Friday, 13 April 2012

INTERVIEW - Dan Seagrave


Dan Seagrave is a British artist, who has created many record covers for a number of high profile death metal bands, especially in the early 1990s. He grew up in Ravenshead, near Nottingham but currently lives in Toronto, Canada. His paintings are well known for their high levels of detail. Dan was kind enough to answer some questions for Chamber Of Ages regarding his work and career so far.

COA: How did you get started doing album covers? The first one you did was for Lawnmower Deth, is that correct?

DS: That's right – I knew them from my home town, ‘Ravenshead, near Nottingham’. They mentioned they’d got a record deal, and I asked if they had a cover, which they had, but I told them I was going to do one anyway, which took a few weeks, and they ended up using it – an unlikely start which led to more work over the course of time.

COA: How long does it usually take you to complete a piece of work?

DS: 1-3 weeks. Inspiration depends again on the concept; if there is an idea and they want 10 specific things to be represented in an illustration, then it comes down to building composition and shapes to drop those preordained ideas into. If the client has just a title and a vauge idea, then I can get more imaginative. I don’t have too many scrapped paintings, though more recently I have been abandoning work if I don’t like the way it’s going, and those will be destroyed.

COA: Do you have a particular favourite out of all your paintings?

DS: There is not one I feel close to, as such. I was a teenager when I started doing album art, so you can imagine that I was not at an advanced skill level then, so I can forgive myself for any poor early work.

COA: Are there any paintings you weren’t happy with that still ended up as an album cover? Do you remember any covers that had particularly tight deadlines?

DS: Yeah there have been a few I wasn’t happy with, but no one really cares about some bad painting I did – least of all me. Deadlines… it depends if you have enough time to do the job the way it needs to be done – that is important to pay attention to.

COA: Are you able to make a decent living being an artist? I'm aware that you did some early work for free, so have you gained any royalties since?

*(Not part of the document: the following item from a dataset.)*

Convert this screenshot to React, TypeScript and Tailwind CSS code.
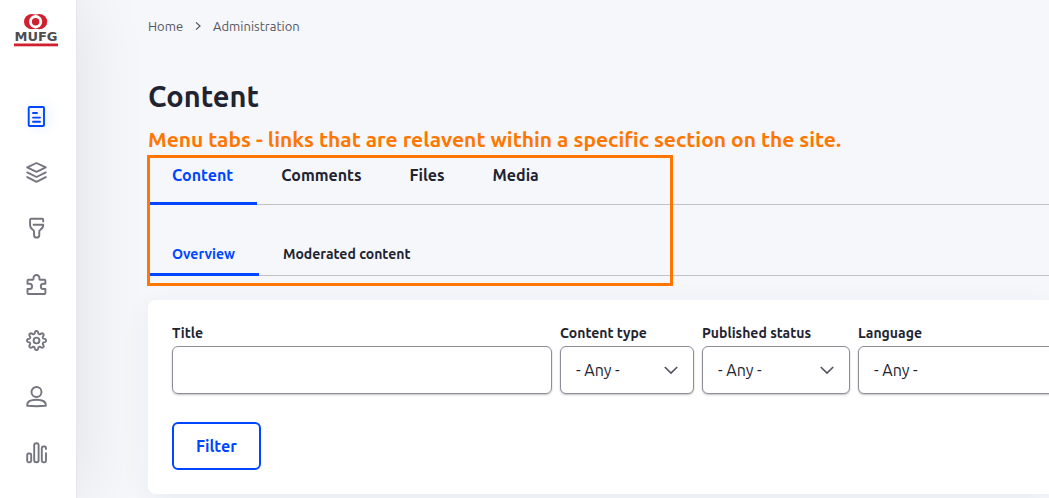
import React from 'react';

type IconProps = { children: React.ReactNode };

const Icon = ({ children }: IconProps) => (
  <svg
    className="h-6 w-6"
    viewBox="0 0 24 24"
    fill="none"
    stroke="currentColor"
    strokeWidth="1.9"
    strokeLinejoin="round"
    strokeLinecap="round"
    aria-hidden="true"
  >
    {children}
  </svg>
);

// Eight rounded teeth around a common centre
const gearPath = () => {
  const points: string[] = [];
  for (let i = 0; i < 128; i++) {
    const a = (i / 128) * Math.PI * 2;
    const wave = Math.cos(8 * a);
    const r = 8.2 + 1.4 * Math.tanh(wave * 1.6);
    points.push(`${(12.5 + r * Math.cos(a)).toFixed(2)} ${(12.5 + r * Math.sin(a)).toFixed(2)}`);
  }
  return `M${points.join('L')}Z`;
};

const menuItems = [
  {
    label: 'Content',
    icon: (
      <Icon>
        <rect x="4.7" y="3" width="15.3" height="19" rx="1" />
        <path d="M9 9h4M9 13.6h7M9 17.7h7" />
      </Icon>
    ),
  },
  {
    label: 'Structure',
    icon: (
      <Icon>
        <path d="M12.5 3 21.8 7.4 12.5 11.8 3.2 7.4ZM3.2 12.4l9.3 4.6 9.3-4.6M3.2 17.1l9.3 4.8 9.3-4.8" />
      </Icon>
    ),
  },
  {
    label: 'Appearance',
    icon: (
      <Icon>
        <path d="M19.2 5.5V3.7a1 1 0 0 0-1-1H7.1a1 1 0 0 0-1 1V9c0 3 1.2 3.9 2.9 4.8.8.4 1 .9 1 1.7v3.4a2.65 2.65 0 0 0 5.3 0v-3.4c0-.8.2-1.3 1-1.7 1.7-.9 2.9-1.8 2.9-4.8v-.3H9.6" />
      </Icon>
    ),
  },
  {
    label: 'Extend',
    icon: (
      <Icon>
        <path d="M4.5 7.8h4.2c.8 0 .9-.5.8-1.3a3 3 0 1 1 5.9 0c-.1.8 0 1.3.8 1.3h4.2a1 1 0 0 1 1 1v3h-2a2.4 2.4 0 0 0 0 5.2h2v4a1 1 0 0 1-1 1H4.5a1 1 0 0 1-1-1v-4h2a2.4 2.4 0 0 0 0-5.2h-2v-3a1 1 0 0 1 1-1Z" />
      </Icon>
    ),
  },
  {
    label: 'Configuration',
    icon: (
      <Icon>
        <path d={gearPath()} />
        <circle cx="12.5" cy="12.5" r="2.9" />
      </Icon>
    ),
  },
  {
    label: 'People',
    icon: (
      <Icon>
        <circle cx="12.5" cy="8" r="5" />
        <path d="M3.1 21.2c0-3.6 4.2-5.4 9.4-5.4s9.4 1.8 9.4 5.4c0 .4-.2.6-.6.6-5.8.5-11.8.5-17.6 0-.4 0-.6-.2-.6-.6Z" />
      </Icon>
    ),
  },
  {
    label: 'Reports',
    icon: (
      <Icon>
        <rect x="3.2" y="13.5" width="4" height="8.7" rx="1.5" />
        <rect x="10.2" y="3.2" width="4.4" height="19" rx="2" />
        <path d="M22 9V8a1.5 1.5 0 0 0-1.5-1.5h-1.2A1.5 1.5 0 0 0 17.8 8v12.7a1.5 1.5 0 0 0 1.5 1.5h1.2a1.5 1.5 0 0 0 1.5-1.5v-7.5" />
      </Icon>
    ),
  },
];

const primaryTabs = ['Content', 'Comments', 'Files', 'Media'];
const secondaryTabs = ['Overview', 'Moderated content'];

const Logo = () => (
  <a href="#home" aria-label="MUFG" className="ml-3.5 block w-11 pt-3.5">
    <svg viewBox="0 0 44 34" className="h-[34px] w-11">
      <ellipse cx="18" cy="7.7" rx="8" ry="7.6" fill="#cf2030" />
      <ellipse cx="25.2" cy="7.7" rx="8" ry="7.6" fill="#cf2030" />
      <circle cx="21.6" cy="7.7" r="6.6" fill="#fff" />
      <circle cx="21.6" cy="7.7" r="3.7" fill="#cf2030" />
      <text x="22" y="27.3" textAnchor="middle" fontSize="13" fontWeight="700" fill="#4d4d4f" fontFamily="'DejaVu Sans', sans-serif">
        MUFG
      </text>
      <rect y="29.5" width="44" height="2.8" fill="#cf2030" />
    </svg>
  </a>
);

const Sidebar = () => (
  <aside className="relative z-10 box-content flex w-19 shrink-0 flex-col border-r border-[#e6e7ec] bg-white shadow-[0_0_72px_rgba(0,0,0,0.1)]">
    <Logo />
    <nav aria-label="Administration menu" className="mt-10">
      <ul>
        {menuItems.map((item, index) => (
          <li key={item.label}>
            <a
              href={`#${item.label.toLowerCase()}`}
              aria-label={item.label}
              className={`flex h-14 items-center pl-6 ${
                index === 0 ? 'text-[#0045ff] drop-shadow-[4px_0_6px_rgba(0,69,255,0.15)]' : 'text-[#75757f]'
              }`}
            >
              {item.icon}
            </a>
          </li>
        ))}
      </ul>
    </nav>
  </aside>
);

type SelectFieldProps = { id: string; label: string; className: string };

const SelectField = ({ id, label, className }: SelectFieldProps) => (
  <div className={className}>
    <label htmlFor={id} className="block text-sm leading-[18px] font-bold whitespace-nowrap">
      {label}
    </label>
    <div className="relative mt-1">
      <select
        id={id}
        className="h-12 w-full appearance-none rounded-md border border-[#8e8e9b] bg-white pl-[15px] text-base shadow-[0_1px_2px_rgba(0,0,0,0.25)]"
      >
        <option>- Any -</option>
      </select>
      <svg
        className="pointer-events-none absolute top-4 right-[15px] h-4 w-4"
        viewBox="0 0 16 16"
        fill="none"
        stroke="#55555f"
        strokeWidth="1.7"
        aria-hidden="true"
      >
        <path d="m1.8 5 6.2 6 6.2-6" />
      </svg>
    </div>
  </div>
);

export default function App() {
  return (
    <div className="flex min-h-screen overflow-hidden bg-[#f5f7fb] font-['Ubuntu','Noto_Sans',sans-serif] text-[#222330]">
      <Sidebar />

      <main className="min-w-0 flex-1 pt-4 pl-[71px]">
        {/* Breadcrumb */}
        <nav aria-label="Breadcrumb" className="flex items-center gap-3 text-[13px] leading-5 text-[#55565f]">
          <a href="#home">Home</a>
          <svg className="h-2 w-1.5" viewBox="0 0 6 8" fill="none" stroke="currentColor" strokeWidth="1.2" aria-hidden="true">
            <path d="m1 .4 4 3.6-4 3.6" />
          </svg>
          <a href="#administration">Administration</a>
        </nav>

        <h1 className="mt-10 text-[29px] leading-10 font-semibold">Content</h1>

        <p className="mt-[11px] text-[21px] leading-6 font-semibold whitespace-nowrap text-[#ff7700]">
          Menu tabs - links that are relavent within a specific section on the site.
        </p>

        {/* Tabs with the highlighted area drawn on top */}
        <div className="relative mt-1">
          <nav aria-label="Primary tabs">
            <ul className="flex h-[50px] border-b border-[#c0c1c9] text-base leading-6">
              {primaryTabs.map((tab, index) => (
                <li key={tab} className="-mb-px flex">
                  <a
                    href={`#${tab.toLowerCase()}`}
                    className={`border-b-3 px-6 pt-2 ${
                      index === 0 ? 'border-[#0045ff] font-bold text-[#0045ff]' : 'border-transparent font-semibold'
                    }`}
                  >
                    {tab}
                  </a>
                </li>
              ))}
            </ul>
          </nav>
          <nav aria-label="Secondary tabs" className="pt-[37px]">
            <ul className="flex h-[34px] border-b border-[#c0c1c9] text-sm leading-6">
              {secondaryTabs.map((tab, index) => (
                <li key={tab} className="-mb-px flex">
                  <a
                    href={`#${tab.toLowerCase().replace(' ', '-')}`}
                    className={`border-b-3 px-6 ${
                      index === 0 ? 'border-[#0045ff] font-bold text-[#0045ff]' : 'border-transparent font-semibold'
                    }`}
                  >
                    {tab}
                  </a>
                </li>
              ))}
            </ul>
          </nav>
          <div className="pointer-events-none absolute top-0 -left-px h-[131px] w-[526px] border-3 border-[#ff7700]" />
        </div>

        {/* Filters */}
        <form
          onSubmit={(e) => e.preventDefault()}
          className="mt-6 rounded-l-lg bg-white p-6 shadow-[0_6px_30px_rgba(20,45,82,0.06)]"
        >
          <div className="flex gap-2">
            <div className="w-[380px] shrink-0">
              <label htmlFor="title" className="block text-sm leading-[18px] font-bold">
                Title
              </label>
              <input
                id="title"
                type="text"
                className="mt-1 block h-12 w-full rounded-md border border-[#8e8e9b] px-4 shadow-[0_1px_2px_rgba(0,0,0,0.25)]"
              />
            </div>
            <SelectField id="type" label="Content type" className="w-[134px] shrink-0" />
            <SelectField id="status" label="Published status" className="w-[148px] shrink-0" />
            <SelectField id="language" label="Language" className="w-[240px] shrink-0" />
          </div>
          <button
            type="submit"
            className="mt-7 h-12 rounded-md border-2 border-[#0045ff] px-[22px] text-base font-bold text-[#0045ff]"
          >
            Filter
          </button>
        </form>
      </main>
    </div>
  );
}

DS: I’ve been very lucky and branched out into other rewarding artistic areas over the years. With band art, I have encountered a few problems where I should have made money from royalties on T-shirts and other merchandised products. Earache Records blatantly ripped me off with illegal products for the Morbid Angel “Gateways..” album. They actually licensed the print to other companies without my agreement. I got a lawyer involved, but realised it would not be worthwile doing anything from a financial perspective – to me that’s just petty and deceitful, not to mention disrespectful. I prefer not to say what I charge, as it varies on many levels, and because of those additional fees where alternative products are concerned.

COA: Do you use any modern technology when creating or is it still all paint and canvas? Were you ever into any other mediums?

DS: Around 1994 there was an upcoming cheaper option to do photoshop covers everyone was doing. I went to the States and Toronto to do other art. I got into mural design, and just experimenting with other ideas. To me the DM era is like the punk movement. It had it’s time, yet punk is still around, and so is death metal. I just followed my own path, I was never tied to the music biz; it came and went, and I wasn’t hung up on it. I suppose I also had enough of the same kind of requests. I was also looking to work with other artists and have a less insular life.

COA: Do you actually like Death Metal?

DS: I have not claimed to be into Death Metal, but then I never considered myself to be really into any scene or elitst group. I’m basicly an outsider who neither conforms to one group or another, whether it be music, art or whatever – I keep an open mind about most things and appreaciate the talent or the craftsmanship that I see within and edit out the stuff I don’t like.

COA: Have you met up with any of the bands you did covers for?

DS: I met Dismember a few years ago in London, a nice bunch. To be honest I haven’t listened to their CDs for ages, so I wouldn’t be able to judge. I've also met Morbid Angel , Entombed,  Napalm Death to name a few...

COA: Are you signed to any labels at present or are you a free agent?

DS: I am a free agent –nobody has me under contract, so either a band or a label will contact me if that’s what I’m doing, or someone looking for a private commission. –Work comes via e-mail through my web site or word of mouth, I never advertised myself.

COA: On a final note, do you still find enjoyment in painting?

DS: It is much better than sitting at a computer, and it’s easy to forget that. I like the idea that I will have some things to leave behind, some physical evidence that I did something. Art is one of the best things to have as a legacy, as it does tend to find a home and be appreciated in times to come, and generally doesn’t devalue. But I would say I’m still at a very early stage as an artist.